# The dth root unity in the Pollard Rho Algorithm

In the original paper of Pollard's Monte Carlo Methods for Index Computation (mod p):

When the epact is reached, i.e. $$x_i = x_{2i}.$$ then the following equation is formed $$q^m \equiv r^n \pmod p,$$ where where $$m=a_e- a_{2e} \pmod{p - 1}$$ and $$n = b_{2e} - b_e \pmod{p - 1}$$.

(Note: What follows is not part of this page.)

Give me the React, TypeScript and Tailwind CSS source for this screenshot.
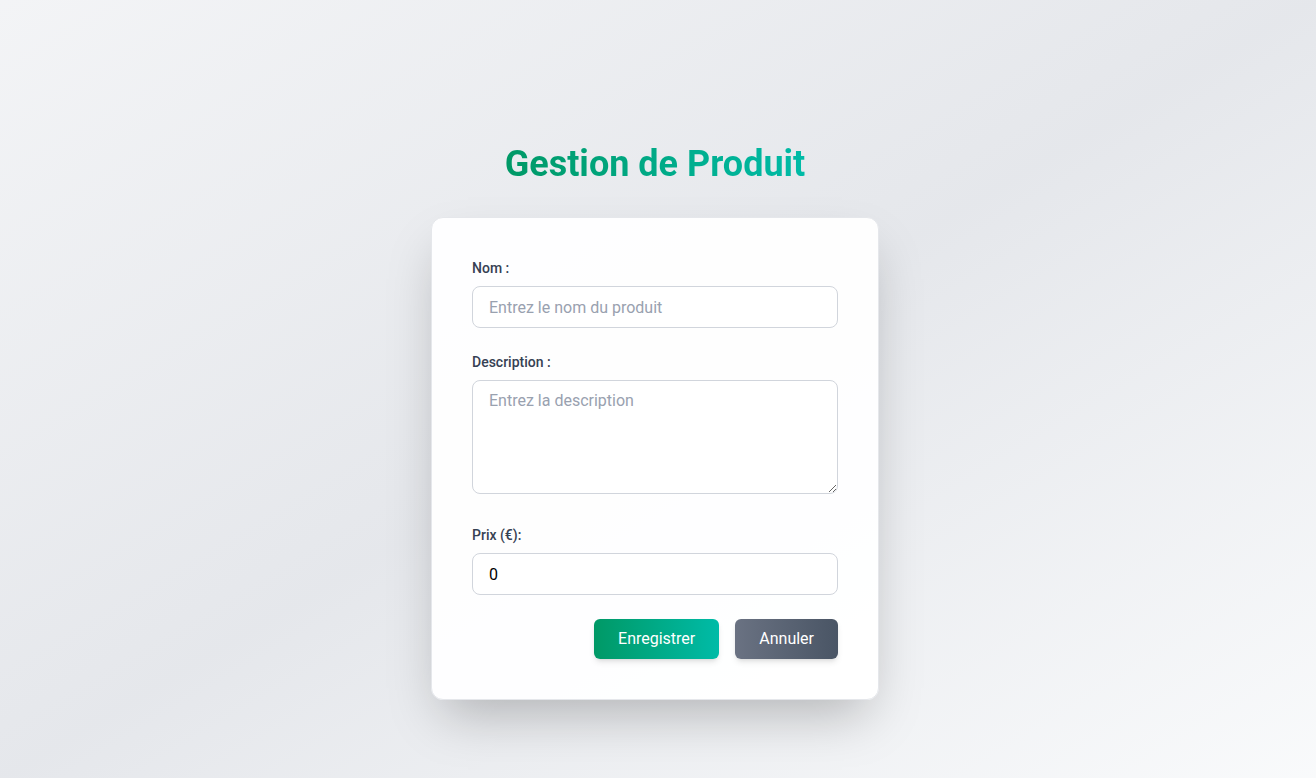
import React from "react";

export default function App() {
  return (
    <div
      className="min-h-screen w-full bg-gradient-to-br from-gray-100 via-gray-200 to-gray-50 flex flex-col items-center pt-[144px] pr-[6px] pb-20"
      style={{ fontFamily: "Roboto, 'Liberation Sans', sans-serif" }}
    >
      <h1 className="text-4xl leading-10 font-bold bg-gradient-to-r from-emerald-600 to-teal-500 bg-clip-text text-transparent mb-[33px]">
        Gestion de Produit
      </h1>
      <form
        className="w-[448px] bg-white/95 border border-gray-200 rounded-xl shadow-2xl p-10 flex flex-col"
        onSubmit={(e) => e.preventDefault()}
      >
        <label className="block text-sm leading-5 font-medium text-gray-700 mb-2">Nom :</label>
        <input
          type="text"
          placeholder="Entrez le nom du produit"
          className="block w-full h-[42px] px-4 py-2 text-base border border-gray-300 rounded-lg bg-white placeholder:text-gray-400 outline-none mb-6"
        />
        <label className="block text-sm leading-5 font-medium text-gray-700 mb-2">Description :</label>
        <textarea
          rows={4}
          placeholder="Entrez la description"
          className="block w-full h-[114px] px-4 py-2 text-base leading-6 border border-gray-300 rounded-lg bg-white placeholder:text-gray-400 outline-none mb-[31px]"
        />
        <label className="block text-sm leading-5 font-medium text-gray-700 mb-2">Prix (€):</label>
        <input
          type="number"
          defaultValue={0}
          className="block w-full h-[42px] px-4 py-2 text-base text-black border border-gray-300 rounded-lg bg-white outline-none mb-6 [appearance:textfield]"
        />
        <div className="flex justify-end gap-4">
          <button
            type="submit"
            className="h-10 px-6 rounded-md text-white text-base bg-gradient-to-r from-emerald-600 to-teal-500 shadow-md"
          >
            Enregistrer
          </button>
          <button
            type="button"
            className="h-10 px-6 rounded-md text-white text-base bg-gradient-to-r from-gray-500 to-gray-600 shadow-md"
          >
            Annuler
          </button>
        </div>
      </form>
    </div>
  );
}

with ext-GCD, the Bézout's identity calculated $$d = \lambda m + \mu (p - 1).$$ Raising the above eqution to the $$\lambda$$ power gives $$q^d \equiv r^{\lambda n} \pmod{p}$$

After this, it is claimed that $$\lambda n$$ is of the form $$dk$$ and then

$$q \equiv r^k \theta^i \pmod p,$$ where $$\theta \equiv r^{(p-1)/2}$$ is a $$d$$ root of unity, and $$i (0 \leq u \leq d-1)$$ remains to be determined.

Questions:

1. Why $$\lambda n$$ is of the form $$dk$$
2. In Wikipedia's sample code for Pollard's Rho algorithm, there is no such determination of $$i$$ (note that the $$i$$ in the article is not the counter of the code). Why is this so?

1) Because $$r$$ is a primitive root, there exists a $$k$$ such that $$r^k = q$$, so $$r^{dk} = q^d$$.